GOAL OF THE EXERCISE:
Without the pictures, set down every line of the data exactly.
━━━ STORED DATA
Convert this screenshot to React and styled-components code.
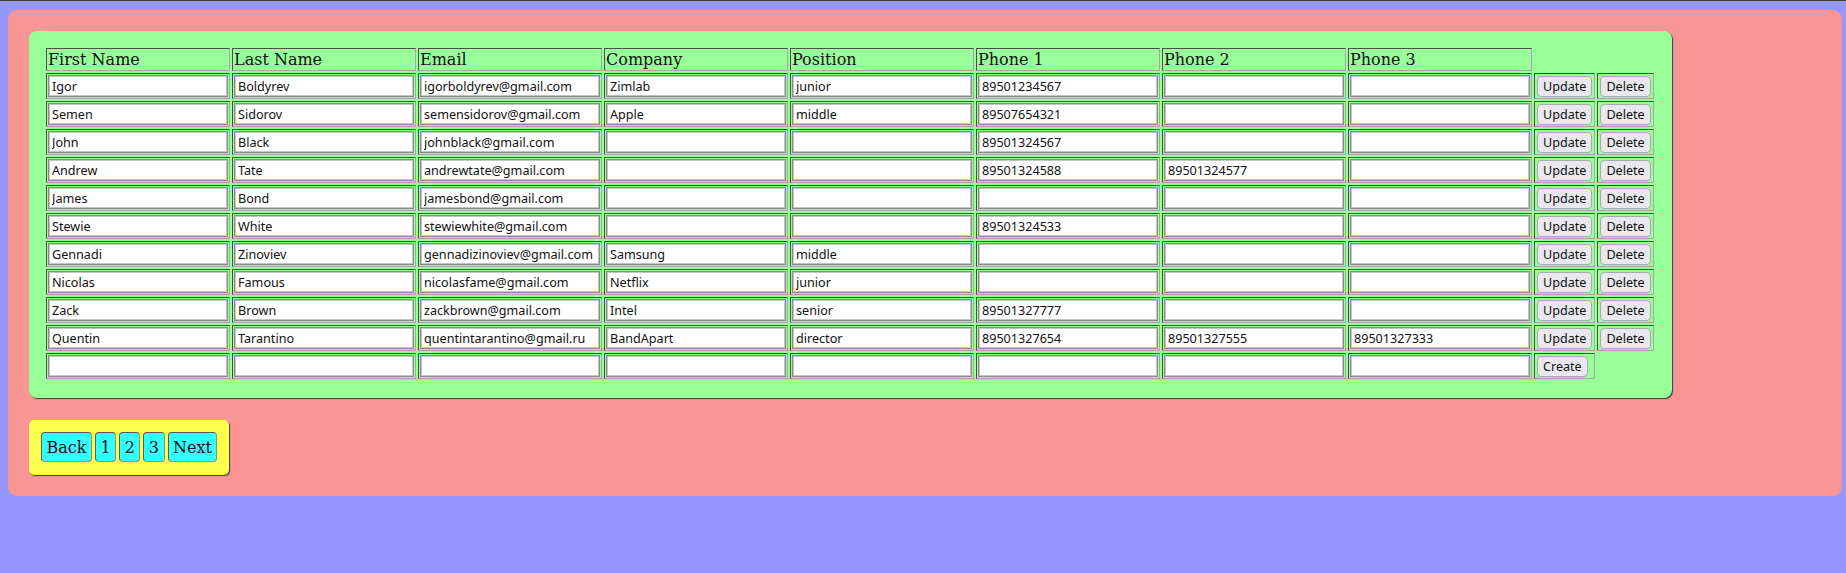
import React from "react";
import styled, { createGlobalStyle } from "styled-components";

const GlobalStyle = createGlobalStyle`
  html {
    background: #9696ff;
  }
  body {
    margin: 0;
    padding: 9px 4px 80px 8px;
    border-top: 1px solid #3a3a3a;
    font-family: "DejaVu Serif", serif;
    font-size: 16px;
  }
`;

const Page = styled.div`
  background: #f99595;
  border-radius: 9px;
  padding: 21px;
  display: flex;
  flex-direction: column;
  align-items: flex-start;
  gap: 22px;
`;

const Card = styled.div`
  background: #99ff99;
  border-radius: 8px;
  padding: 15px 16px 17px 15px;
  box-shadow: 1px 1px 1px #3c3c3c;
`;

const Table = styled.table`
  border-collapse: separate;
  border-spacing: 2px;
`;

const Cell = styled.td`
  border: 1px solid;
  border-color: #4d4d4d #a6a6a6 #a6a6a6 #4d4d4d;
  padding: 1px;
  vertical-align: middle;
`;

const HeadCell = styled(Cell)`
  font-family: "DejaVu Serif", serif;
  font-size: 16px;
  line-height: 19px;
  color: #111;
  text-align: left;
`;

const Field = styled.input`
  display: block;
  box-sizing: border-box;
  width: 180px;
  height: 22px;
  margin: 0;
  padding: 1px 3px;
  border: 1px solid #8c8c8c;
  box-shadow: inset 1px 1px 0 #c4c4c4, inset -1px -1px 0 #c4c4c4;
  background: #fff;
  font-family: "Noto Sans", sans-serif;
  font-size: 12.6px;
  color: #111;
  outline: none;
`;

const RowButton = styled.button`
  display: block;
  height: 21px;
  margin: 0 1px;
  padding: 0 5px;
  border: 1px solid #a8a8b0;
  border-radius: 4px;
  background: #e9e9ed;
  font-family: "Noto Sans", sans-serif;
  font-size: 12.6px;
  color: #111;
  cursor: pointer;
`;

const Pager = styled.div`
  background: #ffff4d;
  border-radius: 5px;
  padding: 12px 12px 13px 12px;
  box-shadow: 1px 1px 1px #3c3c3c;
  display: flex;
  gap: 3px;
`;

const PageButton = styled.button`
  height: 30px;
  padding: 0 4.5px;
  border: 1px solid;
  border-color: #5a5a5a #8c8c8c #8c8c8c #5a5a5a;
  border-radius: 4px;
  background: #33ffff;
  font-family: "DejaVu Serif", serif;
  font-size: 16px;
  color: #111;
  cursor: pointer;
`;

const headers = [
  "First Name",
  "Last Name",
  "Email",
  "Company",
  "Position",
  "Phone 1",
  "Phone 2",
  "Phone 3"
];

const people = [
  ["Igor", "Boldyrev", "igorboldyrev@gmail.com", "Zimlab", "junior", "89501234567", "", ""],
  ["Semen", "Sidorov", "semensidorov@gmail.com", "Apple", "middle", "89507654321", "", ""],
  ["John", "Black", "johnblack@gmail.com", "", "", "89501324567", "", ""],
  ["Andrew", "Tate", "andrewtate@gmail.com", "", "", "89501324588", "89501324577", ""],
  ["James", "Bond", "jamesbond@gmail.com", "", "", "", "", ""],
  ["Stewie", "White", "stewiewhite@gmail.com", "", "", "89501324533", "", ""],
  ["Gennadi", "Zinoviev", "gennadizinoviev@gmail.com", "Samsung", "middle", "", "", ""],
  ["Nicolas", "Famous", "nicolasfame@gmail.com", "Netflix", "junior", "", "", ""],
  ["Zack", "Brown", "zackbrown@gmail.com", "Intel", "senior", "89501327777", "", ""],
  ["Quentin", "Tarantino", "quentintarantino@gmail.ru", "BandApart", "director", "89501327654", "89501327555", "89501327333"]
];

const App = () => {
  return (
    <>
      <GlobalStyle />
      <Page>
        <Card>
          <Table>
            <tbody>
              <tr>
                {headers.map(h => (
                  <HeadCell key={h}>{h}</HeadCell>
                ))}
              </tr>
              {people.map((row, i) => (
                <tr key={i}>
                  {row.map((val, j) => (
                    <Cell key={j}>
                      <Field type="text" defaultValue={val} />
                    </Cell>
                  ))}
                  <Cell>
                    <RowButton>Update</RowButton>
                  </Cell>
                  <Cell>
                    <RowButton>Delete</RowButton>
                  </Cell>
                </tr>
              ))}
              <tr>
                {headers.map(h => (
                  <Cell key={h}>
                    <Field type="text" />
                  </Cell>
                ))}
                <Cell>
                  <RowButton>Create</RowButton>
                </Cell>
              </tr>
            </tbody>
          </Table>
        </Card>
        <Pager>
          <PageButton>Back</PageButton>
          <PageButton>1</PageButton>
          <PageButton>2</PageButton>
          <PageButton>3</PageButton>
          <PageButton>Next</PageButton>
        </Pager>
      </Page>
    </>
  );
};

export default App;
━━━━━━
TASK ANSWER:
Convert this screenshot to React and styled-components code.
import React from "react";
import styled, { createGlobalStyle } from "styled-components";

const GlobalStyle = createGlobalStyle`
  html {
    background: #9696ff;
  }
  body {
    margin: 0;
    padding: 9px 4px 80px 8px;
    border-top: 1px solid #3a3a3a;
    font-family: "DejaVu Serif", serif;
    font-size: 16px;
  }
`;

const Page = styled.div`
  background: #f99595;
  border-radius: 9px;
  padding: 21px;
  display: flex;
  flex-direction: column;
  align-items: flex-start;
  gap: 22px;
`;

const Card = styled.div`
  background: #99ff99;
  border-radius: 8px;
  padding: 15px 16px 17px 15px;
  box-shadow: 1px 1px 1px #3c3c3c;
`;

const Table = styled.table`
  border-collapse: separate;
  border-spacing: 2px;
`;

const Cell = styled.td`
  border: 1px solid;
  border-color: #4d4d4d #a6a6a6 #a6a6a6 #4d4d4d;
  padding: 1px;
  vertical-align: middle;
`;

const HeadCell = styled(Cell)`
  font-family: "DejaVu Serif", serif;
  font-size: 16px;
  line-height: 19px;
  color: #111;
  text-align: left;
`;

const Field = styled.input`
  display: block;
  box-sizing: border-box;
  width: 180px;
  height: 22px;
  margin: 0;
  padding: 1px 3px;
  border: 1px solid #8c8c8c;
  box-shadow: inset 1px 1px 0 #c4c4c4, inset -1px -1px 0 #c4c4c4;
  background: #fff;
  font-family: "Noto Sans", sans-serif;
  font-size: 12.6px;
  color: #111;
  outline: none;
`;

const RowButton = styled.button`
  display: block;
  height: 21px;
  margin: 0 1px;
  padding: 0 5px;
  border: 1px solid #a8a8b0;
  border-radius: 4px;
  background: #e9e9ed;
  font-family: "Noto Sans", sans-serif;
  font-size: 12.6px;
  color: #111;
  cursor: pointer;
`;

const Pager = styled.div`
  background: #ffff4d;
  border-radius: 5px;
  padding: 12px 12px 13px 12px;
  box-shadow: 1px 1px 1px #3c3c3c;
  display: flex;
  gap: 3px;
`;

const PageButton = styled.button`
  height: 30px;
  padding: 0 4.5px;
  border: 1px solid;
  border-color: #5a5a5a #8c8c8c #8c8c8c #5a5a5a;
  border-radius: 4px;
  background: #33ffff;
  font-family: "DejaVu Serif", serif;
  font-size: 16px;
  color: #111;
  cursor: pointer;
`;

const headers = [
  "First Name",
  "Last Name",
  "Email",
  "Company",
  "Position",
  "Phone 1",
  "Phone 2",
  "Phone 3"
];

const people = [
  ["Igor", "Boldyrev", "igorboldyrev@gmail.com", "Zimlab", "junior", "89501234567", "", ""],
  ["Semen", "Sidorov", "semensidorov@gmail.com", "Apple", "middle", "89507654321", "", ""],
  ["John", "Black", "johnblack@gmail.com", "", "", "89501324567", "", ""],
  ["Andrew", "Tate", "andrewtate@gmail.com", "", "", "89501324588", "89501324577", ""],
  ["James", "Bond", "jamesbond@gmail.com", "", "", "", "", ""],
  ["Stewie", "White", "stewiewhite@gmail.com", "", "", "89501324533", "", ""],
  ["Gennadi", "Zinoviev", "gennadizinoviev@gmail.com", "Samsung", "middle", "", "", ""],
  ["Nicolas", "Famous", "nicolasfame@gmail.com", "Netflix", "junior", "", "", ""],
  ["Zack", "Brown", "zackbrown@gmail.com", "Intel", "senior", "89501327777", "", ""],
  ["Quentin", "Tarantino", "quentintarantino@gmail.ru", "BandApart", "director", "89501327654", "89501327555", "89501327333"]
];

const App = () => {
  return (
    <>
      <GlobalStyle />
      <Page>
        <Card>
          <Table>
            <tbody>
              <tr>
                {headers.map(h => (
                  <HeadCell key={h}>{h}</HeadCell>
                ))}
              </tr>
              {people.map((row, i) => (
                <tr key={i}>
                  {row.map((val, j) => (
                    <Cell key={j}>
                      <Field type="text" defaultValue={val} />
                    </Cell>
                  ))}
                  <Cell>
                    <RowButton>Update</RowButton>
                  </Cell>
                  <Cell>
                    <RowButton>Delete</RowButton>
                  </Cell>
                </tr>
              ))}
              <tr>
                {headers.map(h => (
                  <Cell key={h}>
                    <Field type="text" />
                  </Cell>
                ))}
                <Cell>
                  <RowButton>Create</RowButton>
                </Cell>
              </tr>
            </tbody>
          </Table>
        </Card>
        <Pager>
          <PageButton>Back</PageButton>
          <PageButton>1</PageButton>
          <PageButton>2</PageButton>
          <PageButton>3</PageButton>
          <PageButton>Next</PageButton>
        </Pager>
      </Page>
    </>
  );
};

export default App;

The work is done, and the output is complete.